Inspects the Great Belt Bridge for cracks

Deep learning can also be used to look at paint or concrete to see if there are damages and cracks and if repair is needed.

For a company like Sund & Bælt that is responsible for the maintenance of the Great Belt Bridge, it makes sense. Instead of having four men climbing on the outside of the bridge at 250 metres altitude for three weeks, they have started testing drones that can automatically identify the places that need repair. Deep learning also means that instead of reviewing 3,000 images, they get 100 qualified images of places that need to be repaired. Simply because the software has been fed with knowledge about concrete structures.

Another example is EIVA that e.g. develops software for collecting, visualising and processing data from sensors mounted on underwater robots. It can be used e.g. in connection with placing pipes on the seabed or placing offshore wind turbines. However, with several kilometres of pipes on the seabed it is extremely time-consuming to inspect for damage, and therefore they have been able to automate the process by feeding deep learning features in the software with images of pipes and the constructions.

 

Getting to know the surroundings

One final example is MIR or Mobile Industrial Robots that is part of the Funen robot cluster, and which has recently been bought by American Teradyne. They produce robots for e.g. hospitals. The hospitals have robots from different manufacturers that cannot communicate with each other. It happens so often that the robots block e.g. the doors and other narrow passages for each other.

“Deep learning allows you to train a neural network that can localise the surroundings. When a nurse comes on a scooter or other things happen that are unique to the surroundings, the system can recognise it. And again, it does not require domain knowledge. All you need is the data. Quite simply, we go to the hospital and make a form of video surveillance that records movements. Once this has been done sufficiently many times, the system has learned to recognise the surroundings.”

Henrik Pedersen does not doubt that deep learning techniques have a great potential.

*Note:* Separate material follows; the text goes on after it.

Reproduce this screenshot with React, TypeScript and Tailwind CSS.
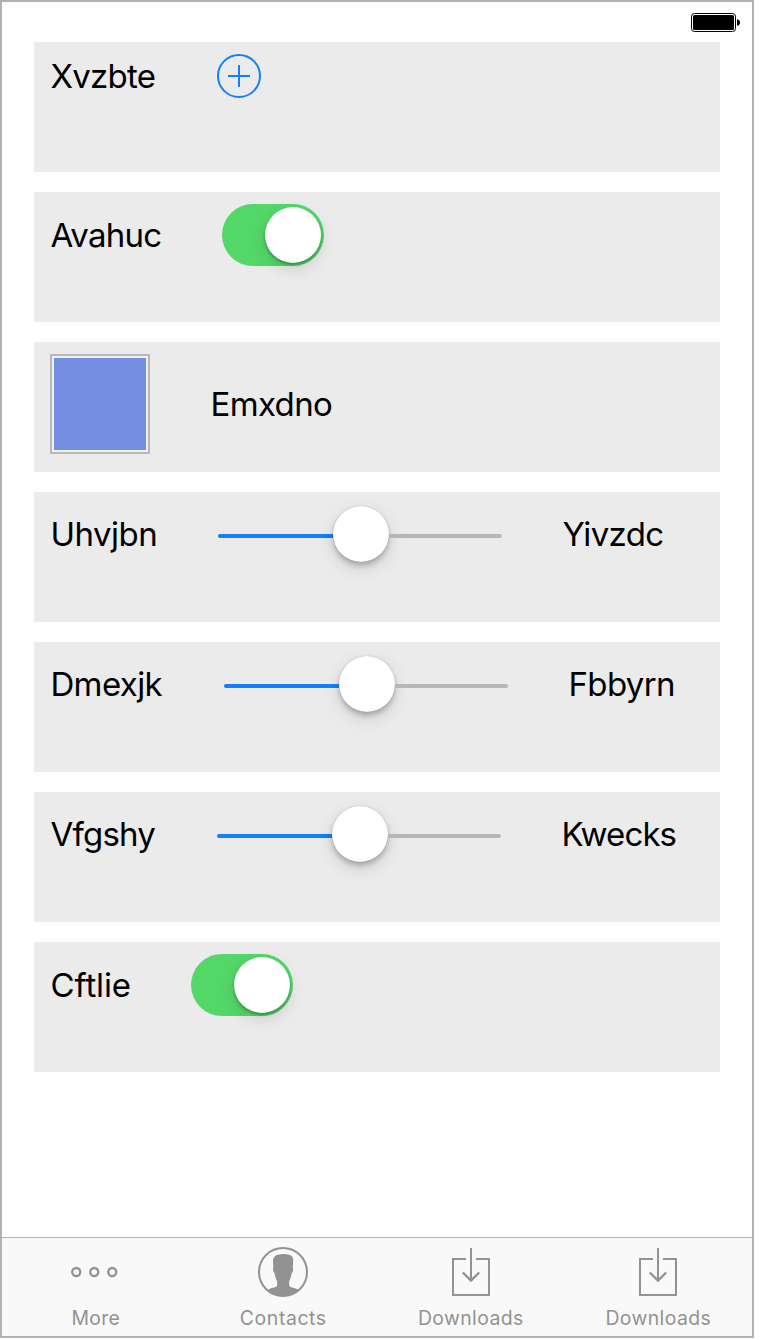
import type { ReactNode } from "react";

function Row({ children }: { children: ReactNode }) {
  return (
    <section className="h-[130px] bg-[#ebebeb] px-4 pt-3">
      <div className="flex items-center gap-[60px]">{children}</div>
    </section>
  );
}

function Label({ text, className }: { text: string; className: string }) {
  return (
    <span className={`block shrink-0 whitespace-nowrap pl-[0.4px] text-[33px] leading-[40px] text-black ${className}`}>
      {text}
    </span>
  );
}

function Switch() {
  return (
    <button
      type="button"
      role="switch"
      aria-checked="true"
      className="flex h-[62px] w-[102px] shrink-0 items-center justify-end rounded-full bg-[#53d769] pr-[3px]"
    >
      <span className="size-14 rounded-full bg-white shadow-[0_6px_16px_rgba(0,0,0,0.13),0_2px_3px_rgba(0,0,0,0.28)]" />
    </button>
  );
}

function Slider() {
  return (
    <div className="flex h-[60px] w-[284px] shrink-0 items-center">
      <div className="mt-1 h-1 w-[115px] rounded-l-full bg-[#157efb]" />
      <div className="size-14 shrink-0 rounded-full bg-white shadow-[0_6px_18px_rgba(0,0,0,0.13),0_4px_5px_rgba(0,0,0,0.2),0_0_1px_rgba(0,0,0,0.35)]" />
      <div className="mt-1 h-1 w-[113px] rounded-r-full bg-[#b6b6b6]" />
    </div>
  );
}

function BatteryIcon() {
  return (
    <svg width="49" height="19" viewBox="0 0 49 19" fill="none" aria-hidden="true">
      <rect x="0.5" y="0.5" width="44" height="18" rx="3" stroke="#000" />
      <rect x="2" y="2" width="41" height="15" rx="1.5" fill="#000" />
      <path d="M46 6.2C48 6.5 49 7.7 49 9.5S48 12.5 46 12.8Z" fill="#000" />
    </svg>
  );
}

function MoreIcon() {
  return (
    <svg width="50" height="50" viewBox="0 0 50 50" fill="none" stroke="#929292" strokeWidth="2.3" aria-hidden="true">
      <circle cx="5.25" cy="25" r="4" />
      <circle cx="23.25" cy="25" r="4" />
      <circle cx="41.25" cy="25" r="4" />
    </svg>
  );
}

function ContactsIcon() {
  return (
    <svg width="50" height="50" viewBox="0 0 50 50" aria-hidden="true">
      <circle cx="25" cy="25" r="24" fill="none" stroke="#929292" strokeWidth="2" />
      <path
        fill="#929292"
        d="M15.3 20.5 15 12.8C15.5 9.5 18 8 21 7.5C24 6.6 28 6.8 31 7.8C34 8.6 35.3 10.5 35.2 13.5L34.8 20.5C35.6 22 34.9 25 33.6 26.4C33 29.7 32 32.5 31.2 34.5V38.5C31.7 40 34 40.8 37 41.3L41 43A24.5 24.5 0 0 1 9.5 43L13 41.3C16 40.8 18.5 40 19.2 38.5V34.5C18 32 17.3 29.5 16.7 26.4C15.3 25 14.5 22 15.3 20.5Z"
      />
    </svg>
  );
}

function DownloadIcon() {
  return (
    <svg width="50" height="50" viewBox="0 0 50 50" fill="none" stroke="#929292" strokeWidth="2" aria-hidden="true">
      <path d="M20 12H7V48H43V12H30M25 1V34" />
      <path d="M16.8 25.5 25 33.5 33.2 25.5" strokeWidth="2.4" />
    </svg>
  );
}

function Tab({ icon, label, className }: { icon: ReactNode; label: string; className: string }) {
  return (
    <div className="flex min-w-0 flex-1 flex-col items-center pt-[9px] text-[#929292]">
      {icon}
      <span className={`mt-[9px] text-[19.4px] leading-6 ${className}`}>{label}</span>
    </div>
  );
}

export default function App() {
  return (
    <div className="h-[1340px] w-[760px] bg-white font-['Inter',sans-serif]">
      <div className="flex h-[1338px] w-[754px] flex-col border-2 border-[#b2b2b2] bg-white">
        <header className="flex h-10 shrink-0 justify-end pt-[11px] pr-3">
          <BatteryIcon />
        </header>
        <main className="flex flex-1 flex-col gap-5 px-8">
          <Row>
            <Label text="Xvzbte" className="w-[107px] tracking-[-0.7px]" />
            <svg width="44" height="44" viewBox="0 0 44 44" fill="none" stroke="#157efb" strokeWidth="2">
              <circle cx="22" cy="22" r="21" />
              <path d="M11 22H33M22 11V33" />
            </svg>
          </Row>
          <Row>
            <Label text="Avahuc" className="w-[112px] tracking-[-0.7px]" />
            <Switch />
          </Row>
          <Row>
            <div className="size-[100px] shrink-0 border-2 border-[#b7b7b7] bg-[#f0f2f6] p-0.5">
              <div className="size-full bg-[#758fe2]" />
            </div>
            <Label text="Emxdno" className="w-[124px] tracking-[-0.6px]" />
          </Row>
          <Row>
            <Label text="Uhvjbn" className="w-[108px] tracking-[-0.5px]" />
            <Slider />
            <Label text="Yivzdc" className="w-[102px] tracking-[-0.6px]" />
          </Row>
          <Row>
            <Label text="Dmexjk" className="w-[114px] tracking-[-0.6px]" />
            <Slider />
            <Label text="Fbbyrn" className="w-[108px] tracking-[-0.6px]" />
          </Row>
          <Row>
            <Label text="Vfgshy" className="w-[107px] tracking-[-0.75px]" />
            <Slider />
            <Label text="Kwecks" className="w-[116px] tracking-[-0.9px]" />
          </Row>
          <Row>
            <Label text="Cftlie" className="w-[81px] tracking-[-0.1px]" />
            <Switch />
          </Row>
        </main>
        <nav className="flex h-[99px] shrink-0 border-t border-[#b2b2b2] bg-[#f9f9f9]">
          <Tab icon={<MoreIcon />} label="More" className="tracking-[0.3px]" />
          <Tab icon={<ContactsIcon />} label="Contacts" className="tracking-[0.6px]" />
          <Tab icon={<DownloadIcon />} label="Downloads" className="tracking-[0.4px]" />
          <Tab icon={<DownloadIcon />} label="Downloads" className="tracking-[0.4px]" />
        </nav>
      </div>
    </div>
  );
}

“It is said that in a country like Germany, everybody who works with deep learning are getting into the car industry. Virtually all the parameters associated with self-propelled cars involve deep learning. That is to be able to understand the surroundings and to see that here is a bike rider and here is a pedestrian. We do not have any car manufacturers, but there are plenty of other options and we have a lot of data. This is especially true in healthcare, where you can take a cardiac scan, and by using deep learning you can extract some data, thus automating a radiologist’s work. There are a lot of people who are looking that way.”